Task requirements — Repeat, exactly and completely, the material that follows. Omit the pictures.

[BEGIN]

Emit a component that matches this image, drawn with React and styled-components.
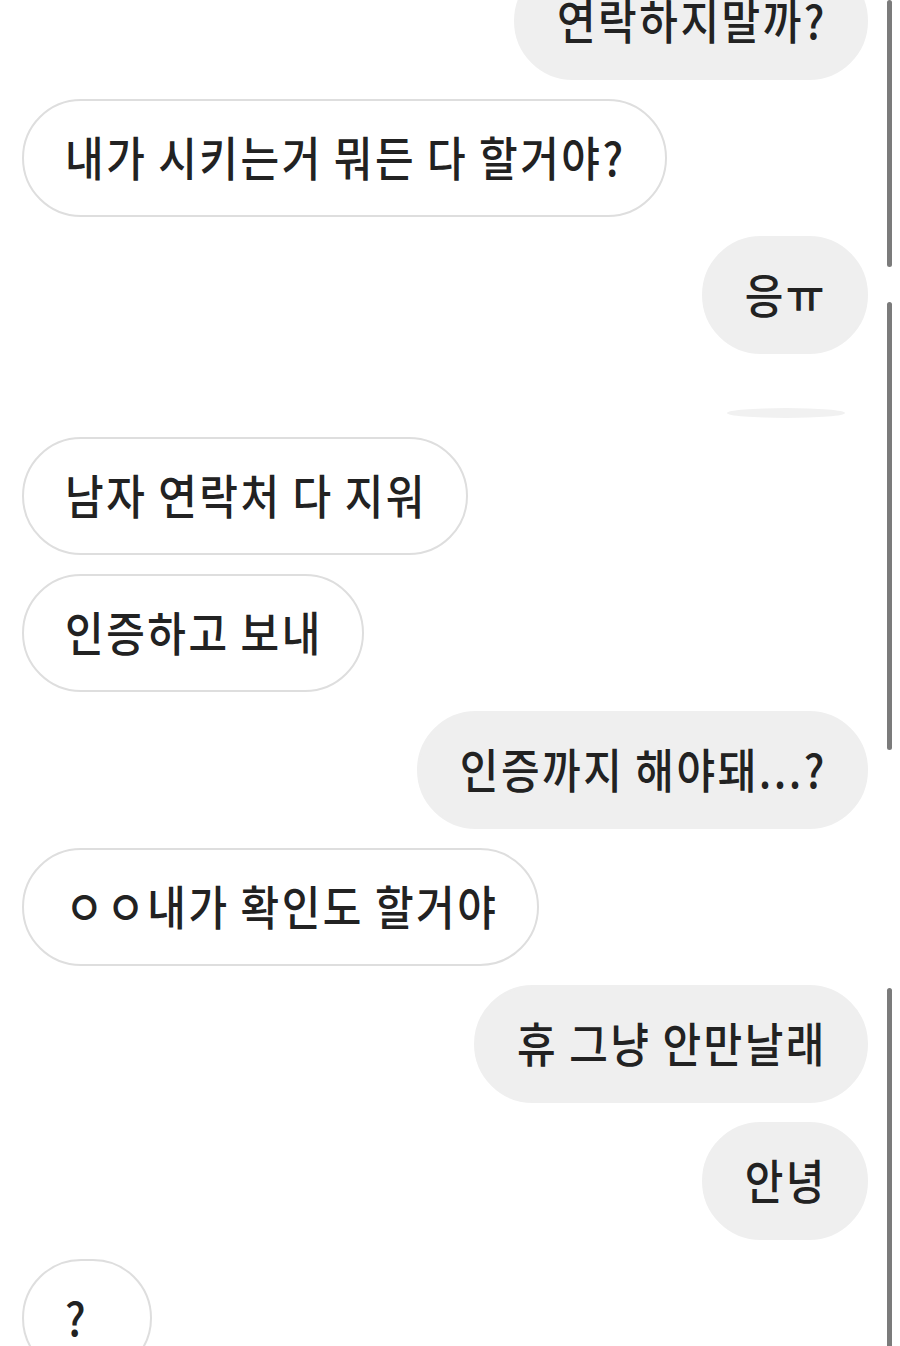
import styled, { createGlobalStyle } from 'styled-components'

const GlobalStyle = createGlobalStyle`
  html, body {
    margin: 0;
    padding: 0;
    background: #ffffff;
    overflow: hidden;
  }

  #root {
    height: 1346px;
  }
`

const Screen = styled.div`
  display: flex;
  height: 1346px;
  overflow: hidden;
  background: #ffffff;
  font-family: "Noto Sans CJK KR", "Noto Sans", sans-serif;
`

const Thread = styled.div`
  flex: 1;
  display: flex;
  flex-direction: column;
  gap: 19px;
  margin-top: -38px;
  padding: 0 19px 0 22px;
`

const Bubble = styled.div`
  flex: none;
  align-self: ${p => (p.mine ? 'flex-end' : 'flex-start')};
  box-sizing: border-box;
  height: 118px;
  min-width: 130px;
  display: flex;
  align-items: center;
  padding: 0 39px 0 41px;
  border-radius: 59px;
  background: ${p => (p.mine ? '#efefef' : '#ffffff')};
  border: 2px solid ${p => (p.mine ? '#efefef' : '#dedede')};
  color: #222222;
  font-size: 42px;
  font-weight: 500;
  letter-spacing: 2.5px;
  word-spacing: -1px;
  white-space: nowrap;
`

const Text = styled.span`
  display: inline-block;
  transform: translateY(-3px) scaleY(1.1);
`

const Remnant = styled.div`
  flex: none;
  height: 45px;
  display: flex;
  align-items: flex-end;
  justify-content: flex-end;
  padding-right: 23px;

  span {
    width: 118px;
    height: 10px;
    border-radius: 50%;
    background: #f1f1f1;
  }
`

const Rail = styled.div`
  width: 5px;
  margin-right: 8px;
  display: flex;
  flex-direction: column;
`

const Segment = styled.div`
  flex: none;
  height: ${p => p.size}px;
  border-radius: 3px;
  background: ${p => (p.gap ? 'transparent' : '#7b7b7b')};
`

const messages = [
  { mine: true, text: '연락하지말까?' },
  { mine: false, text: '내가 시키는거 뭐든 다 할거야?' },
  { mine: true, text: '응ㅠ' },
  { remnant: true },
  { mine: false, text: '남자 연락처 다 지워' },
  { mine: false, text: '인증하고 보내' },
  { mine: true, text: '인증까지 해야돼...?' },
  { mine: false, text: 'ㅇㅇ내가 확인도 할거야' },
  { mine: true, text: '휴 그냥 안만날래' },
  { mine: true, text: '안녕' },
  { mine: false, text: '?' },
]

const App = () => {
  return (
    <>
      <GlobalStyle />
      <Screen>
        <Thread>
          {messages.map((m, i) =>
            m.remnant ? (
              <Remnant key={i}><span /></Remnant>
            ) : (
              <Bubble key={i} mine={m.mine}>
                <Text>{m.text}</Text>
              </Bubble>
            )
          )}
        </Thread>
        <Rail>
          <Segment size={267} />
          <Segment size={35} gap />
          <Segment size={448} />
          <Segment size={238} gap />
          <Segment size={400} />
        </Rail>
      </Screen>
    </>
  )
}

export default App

[END]

Written answer —
Emit a component that matches this image, drawn with React and styled-components.
import styled, { createGlobalStyle } from 'styled-components'

const GlobalStyle = createGlobalStyle`
  html, body {
    margin: 0;
    padding: 0;
    background: #ffffff;
    overflow: hidden;
  }

  #root {
    height: 1346px;
  }
`

const Screen = styled.div`
  display: flex;
  height: 1346px;
  overflow: hidden;
  background: #ffffff;
  font-family: "Noto Sans CJK KR", "Noto Sans", sans-serif;
`

const Thread = styled.div`
  flex: 1;
  display: flex;
  flex-direction: column;
  gap: 19px;
  margin-top: -38px;
  padding: 0 19px 0 22px;
`

const Bubble = styled.div`
  flex: none;
  align-self: ${p => (p.mine ? 'flex-end' : 'flex-start')};
  box-sizing: border-box;
  height: 118px;
  min-width: 130px;
  display: flex;
  align-items: center;
  padding: 0 39px 0 41px;
  border-radius: 59px;
  background: ${p => (p.mine ? '#efefef' : '#ffffff')};
  border: 2px solid ${p => (p.mine ? '#efefef' : '#dedede')};
  color: #222222;
  font-size: 42px;
  font-weight: 500;
  letter-spacing: 2.5px;
  word-spacing: -1px;
  white-space: nowrap;
`

const Text = styled.span`
  display: inline-block;
  transform: translateY(-3px) scaleY(1.1);
`

const Remnant = styled.div`
  flex: none;
  height: 45px;
  display: flex;
  align-items: flex-end;
  justify-content: flex-end;
  padding-right: 23px;

  span {
    width: 118px;
    height: 10px;
    border-radius: 50%;
    background: #f1f1f1;
  }
`

const Rail = styled.div`
  width: 5px;
  margin-right: 8px;
  display: flex;
  flex-direction: column;
`

const Segment = styled.div`
  flex: none;
  height: ${p => p.size}px;
  border-radius: 3px;
  background: ${p => (p.gap ? 'transparent' : '#7b7b7b')};
`

const messages = [
  { mine: true, text: '연락하지말까?' },
  { mine: false, text: '내가 시키는거 뭐든 다 할거야?' },
  { mine: true, text: '응ㅠ' },
  { remnant: true },
  { mine: false, text: '남자 연락처 다 지워' },
  { mine: false, text: '인증하고 보내' },
  { mine: true, text: '인증까지 해야돼...?' },
  { mine: false, text: 'ㅇㅇ내가 확인도 할거야' },
  { mine: true, text: '휴 그냥 안만날래' },
  { mine: true, text: '안녕' },
  { mine: false, text: '?' },
]

const App = () => {
  return (
    <>
      <GlobalStyle />
      <Screen>
        <Thread>
          {messages.map((m, i) =>
            m.remnant ? (
              <Remnant key={i}><span /></Remnant>
            ) : (
              <Bubble key={i} mine={m.mine}>
                <Text>{m.text}</Text>
              </Bubble>
            )
          )}
        </Thread>
        <Rail>
          <Segment size={267} />
          <Segment size={35} gap />
          <Segment size={448} />
          <Segment size={238} gap />
          <Segment size={400} />
        </Rail>
      </Screen>
    </>
  )
}

export default App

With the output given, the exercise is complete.